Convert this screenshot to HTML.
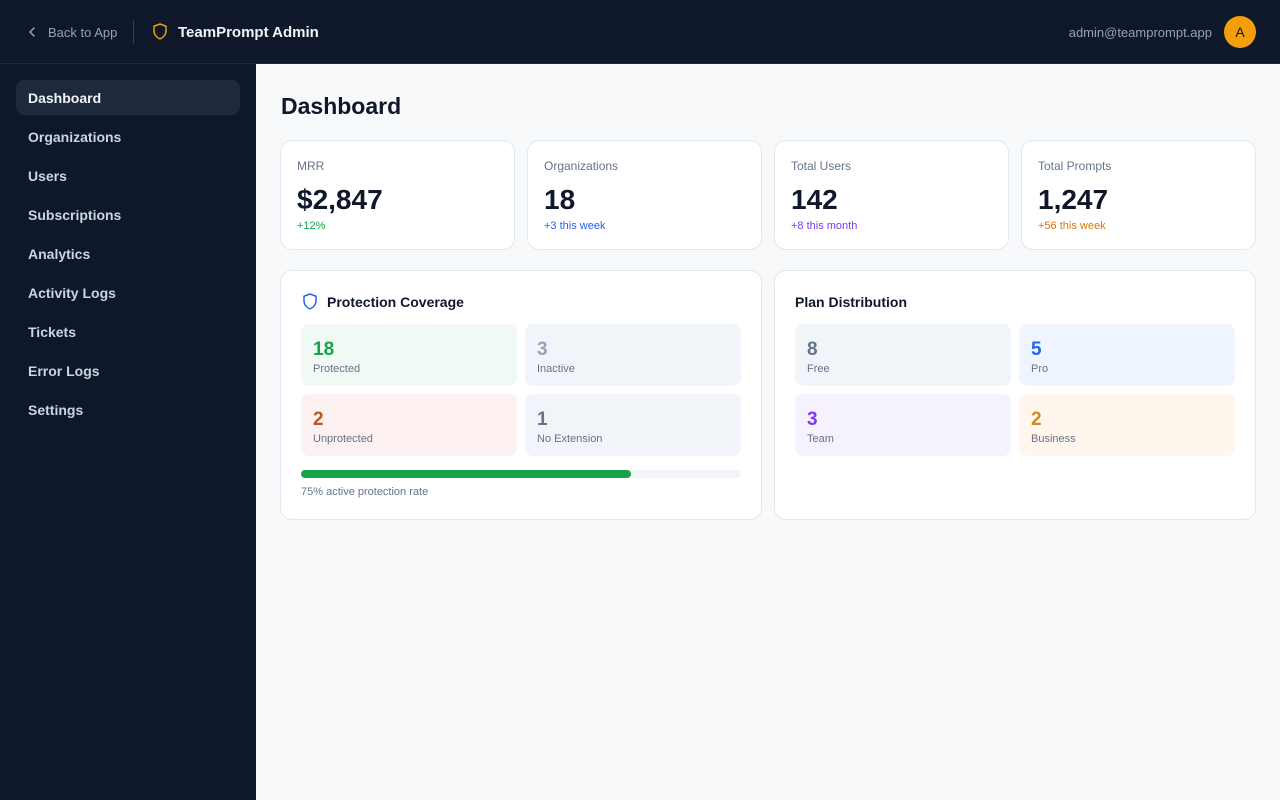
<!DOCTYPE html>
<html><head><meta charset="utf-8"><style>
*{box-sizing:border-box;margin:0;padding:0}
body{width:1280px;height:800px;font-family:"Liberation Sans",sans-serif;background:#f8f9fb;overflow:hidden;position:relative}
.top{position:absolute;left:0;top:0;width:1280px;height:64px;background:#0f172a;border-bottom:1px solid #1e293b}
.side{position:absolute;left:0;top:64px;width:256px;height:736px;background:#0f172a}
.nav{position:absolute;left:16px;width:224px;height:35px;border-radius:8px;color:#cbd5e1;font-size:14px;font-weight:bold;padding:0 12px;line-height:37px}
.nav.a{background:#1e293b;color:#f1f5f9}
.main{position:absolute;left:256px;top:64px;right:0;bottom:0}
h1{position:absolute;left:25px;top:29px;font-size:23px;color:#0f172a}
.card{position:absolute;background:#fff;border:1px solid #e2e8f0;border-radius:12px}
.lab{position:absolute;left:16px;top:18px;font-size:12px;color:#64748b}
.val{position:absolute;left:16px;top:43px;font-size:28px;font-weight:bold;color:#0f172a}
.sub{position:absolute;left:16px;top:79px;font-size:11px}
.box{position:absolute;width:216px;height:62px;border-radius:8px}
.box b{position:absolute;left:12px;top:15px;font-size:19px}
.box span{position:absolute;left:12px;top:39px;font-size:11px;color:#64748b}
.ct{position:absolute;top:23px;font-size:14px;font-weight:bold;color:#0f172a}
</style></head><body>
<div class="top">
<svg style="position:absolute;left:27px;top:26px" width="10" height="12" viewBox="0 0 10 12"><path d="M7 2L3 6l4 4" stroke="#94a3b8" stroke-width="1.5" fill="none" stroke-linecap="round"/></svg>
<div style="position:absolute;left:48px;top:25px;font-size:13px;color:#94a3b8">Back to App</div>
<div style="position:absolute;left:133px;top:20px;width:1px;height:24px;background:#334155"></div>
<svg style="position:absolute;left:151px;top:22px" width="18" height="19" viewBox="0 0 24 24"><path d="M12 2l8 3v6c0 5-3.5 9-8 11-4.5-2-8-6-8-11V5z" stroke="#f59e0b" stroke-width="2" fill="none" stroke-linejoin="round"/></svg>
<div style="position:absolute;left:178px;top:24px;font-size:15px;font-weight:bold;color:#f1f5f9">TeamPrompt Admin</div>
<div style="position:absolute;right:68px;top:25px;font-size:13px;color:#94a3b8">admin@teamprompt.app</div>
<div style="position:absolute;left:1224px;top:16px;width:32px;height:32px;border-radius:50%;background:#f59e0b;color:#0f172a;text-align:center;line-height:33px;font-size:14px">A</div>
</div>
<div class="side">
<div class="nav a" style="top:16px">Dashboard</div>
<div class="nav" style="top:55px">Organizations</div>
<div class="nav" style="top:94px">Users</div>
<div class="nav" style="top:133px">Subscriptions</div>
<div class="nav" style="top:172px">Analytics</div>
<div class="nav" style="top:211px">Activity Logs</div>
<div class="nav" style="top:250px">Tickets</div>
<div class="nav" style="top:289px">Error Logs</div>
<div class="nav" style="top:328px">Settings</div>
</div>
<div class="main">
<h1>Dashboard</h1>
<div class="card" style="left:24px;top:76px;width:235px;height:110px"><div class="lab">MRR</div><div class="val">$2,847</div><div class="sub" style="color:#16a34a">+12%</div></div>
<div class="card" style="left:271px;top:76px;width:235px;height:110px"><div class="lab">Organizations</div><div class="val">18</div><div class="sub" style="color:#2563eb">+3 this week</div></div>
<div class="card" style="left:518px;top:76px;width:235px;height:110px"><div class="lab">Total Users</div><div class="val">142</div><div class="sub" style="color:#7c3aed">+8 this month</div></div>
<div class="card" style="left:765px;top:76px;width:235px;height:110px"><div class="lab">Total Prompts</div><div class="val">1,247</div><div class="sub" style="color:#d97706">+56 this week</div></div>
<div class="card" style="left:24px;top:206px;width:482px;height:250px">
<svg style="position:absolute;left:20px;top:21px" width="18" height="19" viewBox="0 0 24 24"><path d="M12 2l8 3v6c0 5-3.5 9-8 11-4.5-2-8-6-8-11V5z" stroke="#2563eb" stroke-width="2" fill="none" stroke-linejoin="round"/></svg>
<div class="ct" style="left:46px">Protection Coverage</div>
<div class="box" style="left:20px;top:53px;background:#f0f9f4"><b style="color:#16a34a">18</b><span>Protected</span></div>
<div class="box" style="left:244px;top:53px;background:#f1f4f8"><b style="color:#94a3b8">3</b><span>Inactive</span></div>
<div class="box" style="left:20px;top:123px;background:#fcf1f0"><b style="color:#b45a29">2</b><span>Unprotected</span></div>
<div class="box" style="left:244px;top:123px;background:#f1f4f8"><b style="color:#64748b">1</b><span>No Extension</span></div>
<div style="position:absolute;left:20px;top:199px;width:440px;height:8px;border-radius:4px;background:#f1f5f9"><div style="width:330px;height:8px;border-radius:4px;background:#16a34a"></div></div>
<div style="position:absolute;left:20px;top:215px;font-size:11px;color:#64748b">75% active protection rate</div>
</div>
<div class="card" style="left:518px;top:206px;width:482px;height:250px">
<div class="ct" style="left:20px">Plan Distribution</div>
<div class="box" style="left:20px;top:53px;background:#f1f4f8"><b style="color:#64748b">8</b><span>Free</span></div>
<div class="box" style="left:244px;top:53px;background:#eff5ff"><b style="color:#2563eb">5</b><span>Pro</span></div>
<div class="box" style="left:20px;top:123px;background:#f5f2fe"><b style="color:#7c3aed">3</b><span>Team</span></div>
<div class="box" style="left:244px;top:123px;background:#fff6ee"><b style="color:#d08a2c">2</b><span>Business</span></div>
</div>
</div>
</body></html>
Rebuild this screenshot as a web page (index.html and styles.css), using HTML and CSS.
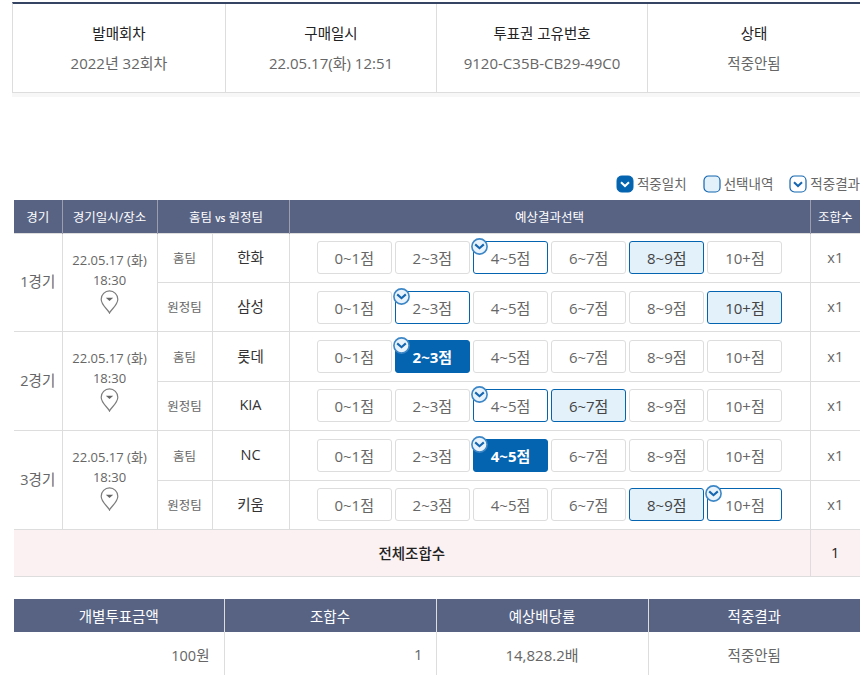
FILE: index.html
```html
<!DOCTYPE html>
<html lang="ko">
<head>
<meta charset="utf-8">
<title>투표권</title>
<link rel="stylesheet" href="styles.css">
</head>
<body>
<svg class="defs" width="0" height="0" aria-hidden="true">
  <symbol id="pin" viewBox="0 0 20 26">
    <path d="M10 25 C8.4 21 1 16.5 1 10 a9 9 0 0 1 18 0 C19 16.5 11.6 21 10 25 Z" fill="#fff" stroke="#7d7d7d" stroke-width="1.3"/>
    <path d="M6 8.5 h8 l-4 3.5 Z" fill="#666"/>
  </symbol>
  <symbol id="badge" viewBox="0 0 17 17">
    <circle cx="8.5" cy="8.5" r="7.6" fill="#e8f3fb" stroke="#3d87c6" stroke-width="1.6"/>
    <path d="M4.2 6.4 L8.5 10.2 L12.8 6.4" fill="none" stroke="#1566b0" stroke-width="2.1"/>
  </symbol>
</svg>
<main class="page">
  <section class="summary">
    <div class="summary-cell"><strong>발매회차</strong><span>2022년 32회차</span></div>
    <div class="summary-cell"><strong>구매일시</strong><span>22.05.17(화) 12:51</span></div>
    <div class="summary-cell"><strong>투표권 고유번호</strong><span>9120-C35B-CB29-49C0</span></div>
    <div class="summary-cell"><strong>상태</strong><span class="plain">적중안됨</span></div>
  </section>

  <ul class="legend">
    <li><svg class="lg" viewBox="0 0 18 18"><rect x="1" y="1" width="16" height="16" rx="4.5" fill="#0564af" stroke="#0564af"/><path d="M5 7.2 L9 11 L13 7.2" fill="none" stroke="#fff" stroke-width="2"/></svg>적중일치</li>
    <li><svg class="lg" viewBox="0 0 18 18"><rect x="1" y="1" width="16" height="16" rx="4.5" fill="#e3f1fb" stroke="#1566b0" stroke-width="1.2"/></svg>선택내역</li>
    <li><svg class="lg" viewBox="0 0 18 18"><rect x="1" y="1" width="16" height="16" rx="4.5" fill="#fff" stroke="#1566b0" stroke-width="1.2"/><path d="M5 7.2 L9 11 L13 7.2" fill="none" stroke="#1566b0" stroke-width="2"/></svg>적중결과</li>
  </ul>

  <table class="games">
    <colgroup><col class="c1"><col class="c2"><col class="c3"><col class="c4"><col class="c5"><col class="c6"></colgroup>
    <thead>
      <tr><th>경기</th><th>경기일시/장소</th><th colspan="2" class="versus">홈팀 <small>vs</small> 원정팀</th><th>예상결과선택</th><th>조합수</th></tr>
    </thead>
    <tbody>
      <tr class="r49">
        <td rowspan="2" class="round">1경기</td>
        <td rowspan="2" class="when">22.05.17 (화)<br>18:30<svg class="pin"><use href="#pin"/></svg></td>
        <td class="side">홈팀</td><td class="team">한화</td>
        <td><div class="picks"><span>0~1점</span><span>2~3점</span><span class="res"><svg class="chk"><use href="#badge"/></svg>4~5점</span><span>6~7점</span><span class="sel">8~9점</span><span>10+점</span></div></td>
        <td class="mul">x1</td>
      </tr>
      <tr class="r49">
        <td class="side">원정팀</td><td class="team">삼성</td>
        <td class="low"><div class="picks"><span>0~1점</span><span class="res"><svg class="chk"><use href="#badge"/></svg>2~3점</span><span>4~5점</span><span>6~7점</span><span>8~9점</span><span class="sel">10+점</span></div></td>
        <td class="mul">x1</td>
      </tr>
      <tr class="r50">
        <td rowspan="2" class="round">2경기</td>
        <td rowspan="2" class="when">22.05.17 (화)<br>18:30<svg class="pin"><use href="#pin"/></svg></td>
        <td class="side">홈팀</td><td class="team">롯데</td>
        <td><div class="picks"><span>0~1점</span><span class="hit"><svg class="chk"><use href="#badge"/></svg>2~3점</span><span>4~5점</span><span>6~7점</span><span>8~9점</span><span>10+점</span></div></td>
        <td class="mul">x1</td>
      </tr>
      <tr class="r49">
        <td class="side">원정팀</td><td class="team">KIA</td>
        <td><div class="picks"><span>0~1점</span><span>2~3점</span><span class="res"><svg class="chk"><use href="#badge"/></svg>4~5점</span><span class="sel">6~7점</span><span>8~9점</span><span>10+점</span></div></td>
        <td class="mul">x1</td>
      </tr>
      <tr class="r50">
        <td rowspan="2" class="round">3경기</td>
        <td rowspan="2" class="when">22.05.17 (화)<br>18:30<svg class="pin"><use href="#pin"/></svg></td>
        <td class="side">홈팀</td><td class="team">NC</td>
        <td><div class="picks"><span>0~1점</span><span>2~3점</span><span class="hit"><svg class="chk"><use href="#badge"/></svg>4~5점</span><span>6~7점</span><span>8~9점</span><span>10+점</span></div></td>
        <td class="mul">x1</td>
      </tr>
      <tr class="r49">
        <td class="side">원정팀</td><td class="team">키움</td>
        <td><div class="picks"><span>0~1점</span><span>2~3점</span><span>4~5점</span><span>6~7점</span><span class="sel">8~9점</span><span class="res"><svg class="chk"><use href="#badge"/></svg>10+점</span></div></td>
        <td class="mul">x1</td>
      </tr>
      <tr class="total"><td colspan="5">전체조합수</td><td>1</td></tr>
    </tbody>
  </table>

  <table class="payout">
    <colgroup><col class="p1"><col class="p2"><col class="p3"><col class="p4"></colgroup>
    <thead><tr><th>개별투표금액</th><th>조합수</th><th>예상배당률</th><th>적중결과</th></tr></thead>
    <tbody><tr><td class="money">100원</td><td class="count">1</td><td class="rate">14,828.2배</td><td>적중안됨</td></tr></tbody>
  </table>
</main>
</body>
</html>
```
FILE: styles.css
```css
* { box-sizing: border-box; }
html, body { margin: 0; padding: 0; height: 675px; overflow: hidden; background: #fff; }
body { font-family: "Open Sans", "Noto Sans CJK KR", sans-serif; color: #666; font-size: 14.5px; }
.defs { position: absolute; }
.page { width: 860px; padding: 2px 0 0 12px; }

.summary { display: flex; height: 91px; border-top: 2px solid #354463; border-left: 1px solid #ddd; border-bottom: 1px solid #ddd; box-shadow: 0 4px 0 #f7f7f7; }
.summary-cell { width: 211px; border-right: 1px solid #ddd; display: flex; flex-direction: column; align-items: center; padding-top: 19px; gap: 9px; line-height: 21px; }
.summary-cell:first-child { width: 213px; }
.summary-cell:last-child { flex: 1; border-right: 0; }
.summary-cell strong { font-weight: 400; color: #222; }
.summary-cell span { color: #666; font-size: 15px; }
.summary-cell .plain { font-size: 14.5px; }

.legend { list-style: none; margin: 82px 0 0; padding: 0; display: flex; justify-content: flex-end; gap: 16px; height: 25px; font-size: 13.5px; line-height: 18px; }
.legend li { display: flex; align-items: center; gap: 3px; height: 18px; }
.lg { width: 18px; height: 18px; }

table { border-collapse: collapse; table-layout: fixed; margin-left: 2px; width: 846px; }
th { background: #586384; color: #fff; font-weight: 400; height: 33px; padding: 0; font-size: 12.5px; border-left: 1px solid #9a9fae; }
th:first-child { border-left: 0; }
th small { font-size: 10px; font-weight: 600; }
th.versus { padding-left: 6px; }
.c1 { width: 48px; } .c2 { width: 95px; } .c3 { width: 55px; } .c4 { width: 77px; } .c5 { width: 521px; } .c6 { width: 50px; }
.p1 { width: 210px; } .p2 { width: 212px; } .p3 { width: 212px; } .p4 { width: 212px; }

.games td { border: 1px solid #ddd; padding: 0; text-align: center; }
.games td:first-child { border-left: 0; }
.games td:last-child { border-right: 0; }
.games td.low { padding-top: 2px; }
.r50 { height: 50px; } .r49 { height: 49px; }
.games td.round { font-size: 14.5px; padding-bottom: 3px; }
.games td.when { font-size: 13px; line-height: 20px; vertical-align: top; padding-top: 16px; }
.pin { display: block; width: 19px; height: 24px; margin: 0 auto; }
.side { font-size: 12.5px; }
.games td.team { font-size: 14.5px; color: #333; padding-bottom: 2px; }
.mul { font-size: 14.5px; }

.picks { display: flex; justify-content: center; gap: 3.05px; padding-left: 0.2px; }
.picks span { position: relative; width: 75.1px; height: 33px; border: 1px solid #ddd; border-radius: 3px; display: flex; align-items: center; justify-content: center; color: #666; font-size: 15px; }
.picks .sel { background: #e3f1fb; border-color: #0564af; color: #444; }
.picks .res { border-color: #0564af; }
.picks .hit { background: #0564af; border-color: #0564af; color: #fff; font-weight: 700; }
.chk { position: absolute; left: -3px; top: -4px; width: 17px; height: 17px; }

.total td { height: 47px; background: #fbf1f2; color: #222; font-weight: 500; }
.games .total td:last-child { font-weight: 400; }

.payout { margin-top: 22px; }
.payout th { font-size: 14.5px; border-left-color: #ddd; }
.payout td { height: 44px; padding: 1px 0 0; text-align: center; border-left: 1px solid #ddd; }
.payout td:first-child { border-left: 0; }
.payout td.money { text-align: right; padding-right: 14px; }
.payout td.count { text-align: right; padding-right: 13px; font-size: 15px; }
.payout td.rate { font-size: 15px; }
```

**********

» Problem to work on: Copy each line that holds the word "styles".

» Final result:
Rebuild this screenshot as a web page (index.html and styles.css), using HTML and CSS.
<link rel="stylesheet" href="styles.css">
FILE: styles.css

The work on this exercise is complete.